Post by **pixel** » Tue Dec 28, 2004 11:42 pm

You have to know several things btw. If you are using gas to compile your asm code, it will have a shitload of aliases, such as li, or many others I won't list here. Some of them can expand up to three instructions, like

Code: Select all

lw  $t1, outside&#40;$t2&#41;

which will expand to

Code: Select all

        lui $t1, HI16&#40;outside&#41;
        addu $t1, $t2
        lw  $t1, LO16&#40;outside&#41;&#40;$t1&#41;

Also, if you are using gas, and if you do NOT put the

Code: Select all

.set noreorder

pseudo-instruction, or if you put the

Code: Select all

.set reorder

pseudo-instruction, AND the -O option to gas command line, it will take care for you of all the delay slots and will swap instructions for you as needed.
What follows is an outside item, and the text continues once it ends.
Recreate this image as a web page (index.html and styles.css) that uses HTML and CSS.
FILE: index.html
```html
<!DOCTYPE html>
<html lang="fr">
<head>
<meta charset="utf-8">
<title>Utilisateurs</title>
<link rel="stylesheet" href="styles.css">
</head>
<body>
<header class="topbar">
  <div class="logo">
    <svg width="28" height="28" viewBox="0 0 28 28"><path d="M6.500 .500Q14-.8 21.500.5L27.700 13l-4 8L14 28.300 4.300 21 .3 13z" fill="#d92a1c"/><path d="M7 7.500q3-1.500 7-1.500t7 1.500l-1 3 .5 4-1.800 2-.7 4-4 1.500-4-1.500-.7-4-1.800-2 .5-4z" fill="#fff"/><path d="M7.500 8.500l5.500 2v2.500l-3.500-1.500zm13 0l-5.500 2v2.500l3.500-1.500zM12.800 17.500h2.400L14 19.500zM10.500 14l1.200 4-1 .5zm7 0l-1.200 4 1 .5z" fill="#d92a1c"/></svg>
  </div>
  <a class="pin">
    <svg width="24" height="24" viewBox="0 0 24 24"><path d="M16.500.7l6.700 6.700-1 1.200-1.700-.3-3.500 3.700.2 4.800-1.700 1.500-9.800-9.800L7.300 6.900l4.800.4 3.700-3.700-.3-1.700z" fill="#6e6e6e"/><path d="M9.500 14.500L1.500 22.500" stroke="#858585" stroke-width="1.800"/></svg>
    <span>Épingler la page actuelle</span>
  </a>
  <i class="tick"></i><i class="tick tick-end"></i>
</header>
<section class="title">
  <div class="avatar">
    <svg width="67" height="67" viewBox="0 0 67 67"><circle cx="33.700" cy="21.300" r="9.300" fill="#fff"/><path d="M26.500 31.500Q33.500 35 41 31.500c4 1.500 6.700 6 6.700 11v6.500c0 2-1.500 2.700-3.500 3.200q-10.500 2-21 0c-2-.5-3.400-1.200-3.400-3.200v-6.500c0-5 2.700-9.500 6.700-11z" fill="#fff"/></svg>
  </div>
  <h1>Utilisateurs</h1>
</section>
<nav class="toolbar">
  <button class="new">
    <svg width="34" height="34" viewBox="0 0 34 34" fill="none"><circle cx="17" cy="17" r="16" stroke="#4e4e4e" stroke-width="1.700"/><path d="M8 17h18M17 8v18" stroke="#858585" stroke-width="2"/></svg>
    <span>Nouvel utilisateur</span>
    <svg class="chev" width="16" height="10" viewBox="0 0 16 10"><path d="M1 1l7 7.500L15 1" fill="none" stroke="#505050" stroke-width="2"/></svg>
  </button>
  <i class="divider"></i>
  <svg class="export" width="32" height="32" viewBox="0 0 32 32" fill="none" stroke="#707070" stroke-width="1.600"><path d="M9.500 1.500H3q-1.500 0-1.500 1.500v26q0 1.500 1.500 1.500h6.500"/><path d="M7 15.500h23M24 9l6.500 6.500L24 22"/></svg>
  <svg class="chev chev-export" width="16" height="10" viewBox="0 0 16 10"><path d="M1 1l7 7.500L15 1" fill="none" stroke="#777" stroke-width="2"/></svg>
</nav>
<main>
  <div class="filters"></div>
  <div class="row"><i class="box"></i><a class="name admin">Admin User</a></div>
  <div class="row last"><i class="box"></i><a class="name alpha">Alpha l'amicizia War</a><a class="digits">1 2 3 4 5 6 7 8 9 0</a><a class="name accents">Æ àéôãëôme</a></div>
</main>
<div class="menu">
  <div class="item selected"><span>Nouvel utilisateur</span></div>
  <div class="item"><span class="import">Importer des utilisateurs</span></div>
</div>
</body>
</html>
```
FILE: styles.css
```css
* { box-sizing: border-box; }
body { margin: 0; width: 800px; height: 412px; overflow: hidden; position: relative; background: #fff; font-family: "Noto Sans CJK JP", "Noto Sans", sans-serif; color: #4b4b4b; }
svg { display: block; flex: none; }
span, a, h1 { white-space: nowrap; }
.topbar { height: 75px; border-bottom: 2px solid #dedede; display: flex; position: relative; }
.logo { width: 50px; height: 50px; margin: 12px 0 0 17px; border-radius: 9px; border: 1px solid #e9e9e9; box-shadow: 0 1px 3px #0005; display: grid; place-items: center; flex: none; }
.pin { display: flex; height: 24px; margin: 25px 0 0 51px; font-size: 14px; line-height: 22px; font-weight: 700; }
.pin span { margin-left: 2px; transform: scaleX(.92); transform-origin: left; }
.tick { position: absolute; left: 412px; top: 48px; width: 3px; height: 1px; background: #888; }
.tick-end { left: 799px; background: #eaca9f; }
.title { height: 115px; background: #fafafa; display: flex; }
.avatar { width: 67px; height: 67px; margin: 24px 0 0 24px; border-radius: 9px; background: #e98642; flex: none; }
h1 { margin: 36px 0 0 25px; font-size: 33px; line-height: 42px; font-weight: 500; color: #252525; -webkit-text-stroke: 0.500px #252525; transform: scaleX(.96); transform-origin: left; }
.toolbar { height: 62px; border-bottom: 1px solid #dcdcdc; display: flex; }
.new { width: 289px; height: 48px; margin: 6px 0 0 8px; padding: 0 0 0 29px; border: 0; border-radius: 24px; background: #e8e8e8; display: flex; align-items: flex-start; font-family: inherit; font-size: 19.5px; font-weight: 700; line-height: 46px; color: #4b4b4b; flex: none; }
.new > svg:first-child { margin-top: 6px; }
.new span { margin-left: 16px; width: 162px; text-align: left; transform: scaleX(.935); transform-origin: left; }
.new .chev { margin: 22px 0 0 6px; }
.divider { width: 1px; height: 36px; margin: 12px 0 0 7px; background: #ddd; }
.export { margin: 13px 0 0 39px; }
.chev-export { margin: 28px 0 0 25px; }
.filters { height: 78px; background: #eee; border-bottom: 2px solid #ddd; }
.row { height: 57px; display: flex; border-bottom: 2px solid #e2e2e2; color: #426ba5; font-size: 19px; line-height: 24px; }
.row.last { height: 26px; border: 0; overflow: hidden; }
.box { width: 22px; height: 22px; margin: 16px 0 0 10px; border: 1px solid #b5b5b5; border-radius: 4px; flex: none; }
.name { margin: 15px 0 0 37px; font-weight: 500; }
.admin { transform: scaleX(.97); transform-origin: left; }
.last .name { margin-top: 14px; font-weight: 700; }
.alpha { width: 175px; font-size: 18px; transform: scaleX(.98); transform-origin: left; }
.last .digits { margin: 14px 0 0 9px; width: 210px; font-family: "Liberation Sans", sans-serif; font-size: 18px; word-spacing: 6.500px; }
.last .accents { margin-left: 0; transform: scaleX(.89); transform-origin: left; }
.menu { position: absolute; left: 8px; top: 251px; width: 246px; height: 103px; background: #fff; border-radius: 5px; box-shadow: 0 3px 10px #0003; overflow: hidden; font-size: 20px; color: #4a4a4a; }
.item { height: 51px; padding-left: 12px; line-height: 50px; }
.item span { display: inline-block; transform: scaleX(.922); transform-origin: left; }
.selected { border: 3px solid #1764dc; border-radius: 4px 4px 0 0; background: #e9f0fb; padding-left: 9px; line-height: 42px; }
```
You just have to write the code in the "natural" code flow, and gas will take care of everything.

Finally, notice there's also some delay problem (don't remember if this is also called a delay slot or not) if you are doing for example:

Code: Select all

lw    $t1, 0&#40;$t0&#41;
addiu $t3, $t1

You can't reuse the same register just after a load in memory; gas will put a nop there, or try to swap code.
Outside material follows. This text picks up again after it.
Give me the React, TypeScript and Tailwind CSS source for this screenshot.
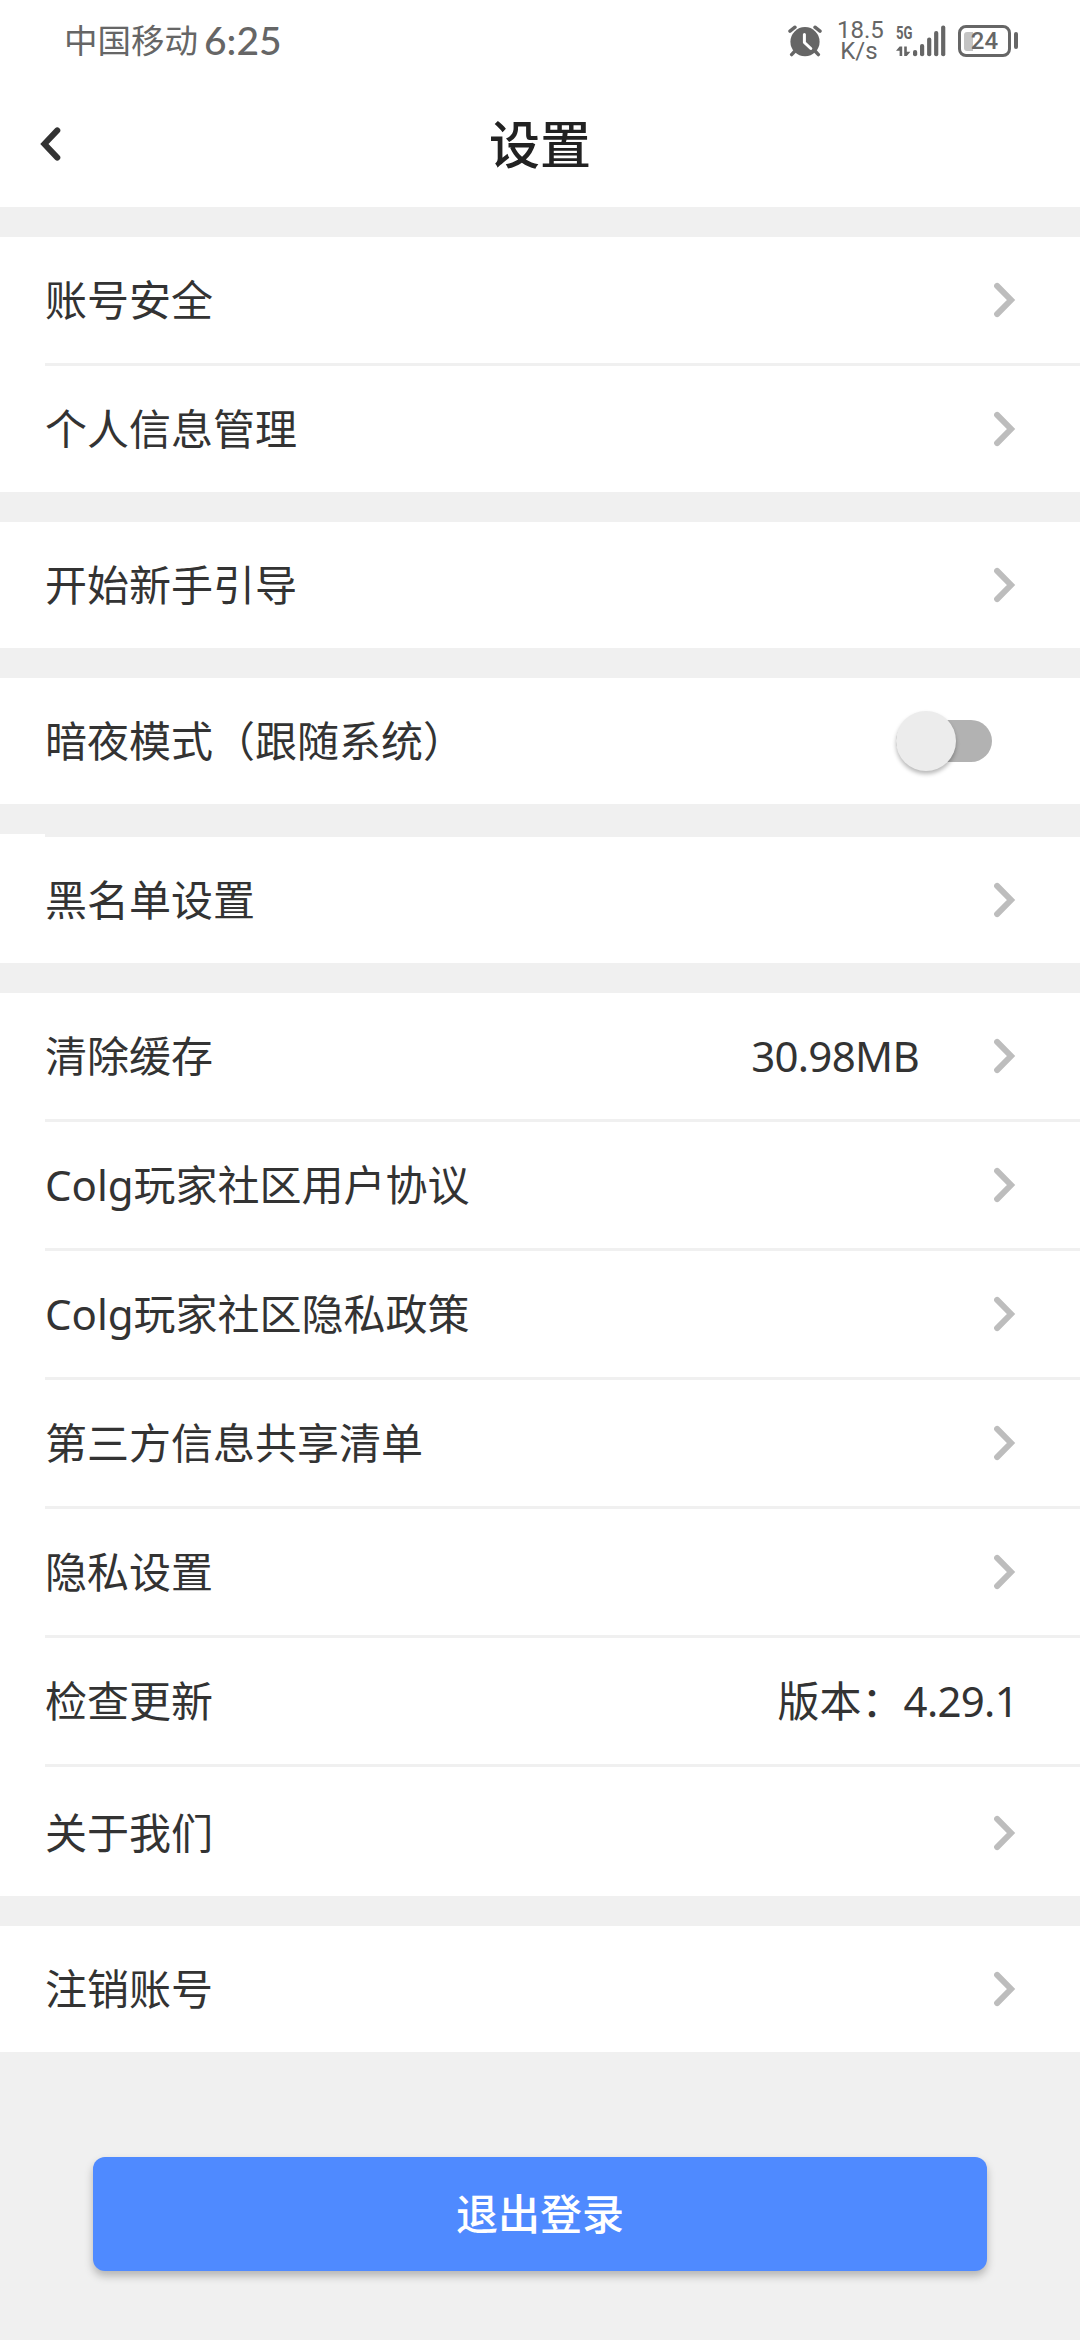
import { useState } from "react";
import clsx from "clsx";

type Item = {
  label: string;
  valueLabel?: string;
  value?: string;
  arrow?: boolean;
  toggle?: boolean;
  divider?: boolean;
  spaced?: boolean;
};

const groups: Item[][] = [
  [
    { label: "账号安全", arrow: true },
    { label: "个人信息管理", arrow: true, divider: true },
  ],
  [{ label: "开始新手引导", arrow: true }],
  [{ label: "暗夜模式（跟随系统）", toggle: true }],
  [{ label: "黑名单设置", arrow: true, divider: true }],
  [
    { label: "清除缓存", value: "30.98MB", arrow: true },
    { label: "Colg玩家社区用户协议", arrow: true, divider: true },
    { label: "Colg玩家社区隐私政策", arrow: true, divider: true },
    { label: "第三方信息共享清单", arrow: true, divider: true },
    { label: "隐私设置", arrow: true, divider: true },
    { label: "检查更新", valueLabel: "版本：", value: "4.29.1", divider: true },
    { label: "关于我们", arrow: true, divider: true, spaced: true },
  ],
  [{ label: "注销账号", arrow: true }],
];

function ChevronRight() {
  return (
    <svg width="24" height="36" viewBox="0 0 24 36" fill="none" className="shrink-0">
      <path d="M5.1 3.9 19 18 5.1 32.1" stroke="#bdbdbd" strokeWidth="6" strokeLinecap="round" />
    </svg>
  );
}

function AlarmIcon() {
  return (
    <svg width="34" height="32" viewBox="0 0 34 32" fill="none">
      <circle cx="17" cy="16.7" r="14.6" fill="#666" />
      <path
        d="M2 6.2 7 2.2M32 6.2 27 2.2M6.5 26.5 3.6 29.6M27.5 26.5l2.9 3.1"
        stroke="#666"
        strokeWidth="3.4"
        strokeLinecap="round"
      />
      <path d="M16.4 9.5v8l6.4 6" stroke="#fff" strokeWidth="3" strokeLinecap="round" strokeLinejoin="round" />
    </svg>
  );
}

function SignalIcon() {
  return (
    <svg width="50" height="32" viewBox="0 0 50 32" fill="#666" className="overflow-visible">
      <text
        x="0"
        y="14.2"
        fontSize="18"
        fontWeight="700"
        fontFamily="Roboto, sans-serif"
        textLength="16.5"
        lengthAdjust="spacingAndGlyphs"
      >
        5G
      </text>
      <path d="M3.6 21.6h2.6V31H3.6v-5.2H0zM8.2 21.6h2.6v5.2h3.6L10.8 31H8.2z" />
      <rect x="17" y="25" width="4.2" height="6.2" rx="2" />
      <rect x="24" y="19" width="4.2" height="12.2" rx="2" />
      <rect x="31.1" y="12.4" width="4.2" height="18.8" rx="2" />
      <rect x="38.1" y="6" width="4.2" height="25.2" rx="2" />
      <rect x="45.1" y="0.6" width="4.2" height="30.6" rx="2" />
    </svg>
  );
}

function Battery({ level }: { level: number }) {
  return (
    <div className="flex items-center gap-[3px]">
      <div className="relative flex h-8 w-[53px] items-center justify-center rounded-[8px] border-3 border-[#666]">
        <div className="absolute top-[4px] left-[3px] h-[19px] w-[9px] rounded-l-[3px] bg-[#c4c4c4]" />
        <span className="relative font-[Roboto] text-[24px] leading-none font-medium">{level}</span>
      </div>
      <div className="h-[17px] w-1 rounded-full bg-[#666]" />
    </div>
  );
}

function StatusBar() {
  return (
    <div className="flex h-[81px] items-center justify-between pr-[62px] pl-16 text-[#666]">
      <div className="flex items-center">
        <span className="text-[33.5px] leading-none">中国移动</span>
        <span className="ml-[6px] font-[Lato] text-[39px] leading-none font-medium">6:25</span>
      </div>
      <div className="flex items-center">
        <AlarmIcon />
        <div className="ml-[15px] w-11 text-center font-[Roboto] text-[24px] leading-[21px]">
          <div>18.5</div>
          <div>K/s</div>
        </div>
        <div className="mr-[12px] ml-[15px]">
          <SignalIcon />
        </div>
        <Battery level={24} />
      </div>
    </div>
  );
}

function Header() {
  return (
    <div className="flex h-[126px] items-center px-9">
      <button type="button" aria-label="返回" className="w-12">
        <svg width="28" height="36" viewBox="0 0 28 36" fill="none">
          <path d="M21.3 4.4 8.4 18l12.9 13.6" stroke="#333" strokeWidth="6" strokeLinecap="round" />
        </svg>
      </button>
      <h1 className="flex-1 text-center text-[51px] leading-none font-medium text-[#222]">设置</h1>
      <div className="w-12" />
    </div>
  );
}

function Toggle() {
  const [on, setOn] = useState(false);
  return (
    <button
      type="button"
      role="switch"
      aria-checked={on}
      onClick={() => setOn(!on)}
      className="mr-[22px] flex h-[60px] w-24 items-center"
    >
      <span className={clsx("flex h-[42px] w-full items-center rounded-full", on ? "bg-[#a7c4ff]" : "bg-[#b2b2b2]")}>
        <span
          className={clsx(
            "size-[60px] shrink-0 rounded-full shadow-[0_3px_4px_rgba(0,0,0,0.28)]",
            on ? "ml-auto bg-[#4f8aff]" : "bg-[#ececec]",
          )}
        />
      </span>
    </button>
  );
}

function Row({ item }: { item: Item }) {
  return (
    <div className="bg-white">
      {item.divider && <div className="ml-[45px] h-[3px] bg-[#f0f0f0]" />}
      <div
        className={clsx(
          "flex items-center pr-[66px] pl-[45px] text-[42px] leading-none text-[#333]",
          item.spaced ? "h-[129px] pt-[3px]" : "h-[126px]",
        )}
      >
        <span className="flex-1">{item.label}</span>
        {item.valueLabel && <span>{item.valueLabel}</span>}
        {item.value && (
          <span className={clsx("tracking-[-0.7px]", item.arrow ? "mr-[73px]" : "-mr-[4px]")}>{item.value}</span>
        )}
        {item.arrow && (
          <span className="-mr-[2px]">
            <ChevronRight />
          </span>
        )}
        {item.toggle && <Toggle />}
      </div>
    </div>
  );
}

export default function App() {
  return (
    <div className="min-h-[2340px] w-[1080px] bg-[#f0f0f0] font-['Noto_Sans','Noto_Sans_CJK_SC',sans-serif]">
      <div className="bg-white">
        <StatusBar />
        <Header />
      </div>
      <div className="flex flex-col gap-[30px] pt-[30px]">
        {groups.map((items) => (
          <div key={items[0].label}>
            {items.map((item) => (
              <Row key={item.label} item={item} />
            ))}
          </div>
        ))}
      </div>
      <div className="px-[93px] pt-[105px]">
        <button
          type="button"
          className="h-[114px] w-full rounded-xl bg-[#4f8aff] text-[42px] leading-none font-medium text-white shadow-[0_5px_8px_rgba(0,0,0,0.25)]"
        >
          退出登录
        </button>
      </div>
    </div>
  );
}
Post by **blackdroid** » Wed Dec 29, 2004 12:07 am

you can do
lw t1, 0(t0)
adidu t3, t1

and it will work. however it will stall, and in the case of r5900 the two instructions will be executed in the same pipeline after eachother, instead of potentially pipeline1, pipeline2
so a nop would make it look like this.

pipe1 pipe2
------ ------
lw t1, 0(t0) nop
addiu t3, t1

( ok I tried to format it nicely but no.. )
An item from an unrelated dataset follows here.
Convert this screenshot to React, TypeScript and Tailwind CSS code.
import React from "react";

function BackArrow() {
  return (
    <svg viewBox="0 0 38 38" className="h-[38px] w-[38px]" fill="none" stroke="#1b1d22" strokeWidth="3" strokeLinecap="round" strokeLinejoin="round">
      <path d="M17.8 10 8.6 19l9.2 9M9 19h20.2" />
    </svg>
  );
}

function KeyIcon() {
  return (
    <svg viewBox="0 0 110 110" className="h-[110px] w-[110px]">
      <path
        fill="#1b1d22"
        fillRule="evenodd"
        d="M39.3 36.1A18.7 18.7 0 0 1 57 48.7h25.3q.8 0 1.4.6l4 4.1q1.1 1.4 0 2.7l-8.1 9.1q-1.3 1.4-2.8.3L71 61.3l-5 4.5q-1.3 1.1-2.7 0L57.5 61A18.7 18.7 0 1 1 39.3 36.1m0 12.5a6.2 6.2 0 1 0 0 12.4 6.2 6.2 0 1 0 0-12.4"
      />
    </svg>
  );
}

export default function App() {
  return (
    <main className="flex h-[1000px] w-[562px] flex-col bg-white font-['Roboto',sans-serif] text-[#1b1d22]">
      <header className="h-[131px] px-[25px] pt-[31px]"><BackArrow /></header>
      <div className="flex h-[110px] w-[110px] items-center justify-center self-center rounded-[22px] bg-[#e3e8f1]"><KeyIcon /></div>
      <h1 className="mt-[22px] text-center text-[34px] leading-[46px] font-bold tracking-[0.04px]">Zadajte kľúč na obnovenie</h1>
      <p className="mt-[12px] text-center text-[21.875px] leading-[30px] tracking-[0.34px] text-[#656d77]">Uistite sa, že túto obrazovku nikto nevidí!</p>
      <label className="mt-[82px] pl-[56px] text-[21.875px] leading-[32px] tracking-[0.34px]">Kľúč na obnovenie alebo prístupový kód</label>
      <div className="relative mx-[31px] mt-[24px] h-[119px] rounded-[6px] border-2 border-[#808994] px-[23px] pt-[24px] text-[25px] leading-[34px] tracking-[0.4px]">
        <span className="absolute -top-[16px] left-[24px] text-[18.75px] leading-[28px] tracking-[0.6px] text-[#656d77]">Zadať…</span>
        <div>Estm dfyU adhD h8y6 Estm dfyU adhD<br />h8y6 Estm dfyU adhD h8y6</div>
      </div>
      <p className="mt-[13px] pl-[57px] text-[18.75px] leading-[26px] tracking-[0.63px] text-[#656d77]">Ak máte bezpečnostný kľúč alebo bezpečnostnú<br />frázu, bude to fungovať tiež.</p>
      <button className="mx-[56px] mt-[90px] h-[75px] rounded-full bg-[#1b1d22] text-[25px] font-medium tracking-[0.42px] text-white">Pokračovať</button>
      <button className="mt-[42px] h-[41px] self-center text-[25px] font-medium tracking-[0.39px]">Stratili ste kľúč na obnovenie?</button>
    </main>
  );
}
Shine · Post by **Shine** » Wed Dec 29, 2004 12:19 am

if you put the
Code: Select all
.set reorder
pseudo-instruction, AND the -O option to gas command line, it will take care for you of all the delay slots and will swap instructions for you as needed.

That's nice. Now the assembler optimize even the nop after the last "jr ra" and uses the "sq v1, 0x0000(v0)" instruction before instead. The disassembled code looks a bit strange, but it works and it is faster.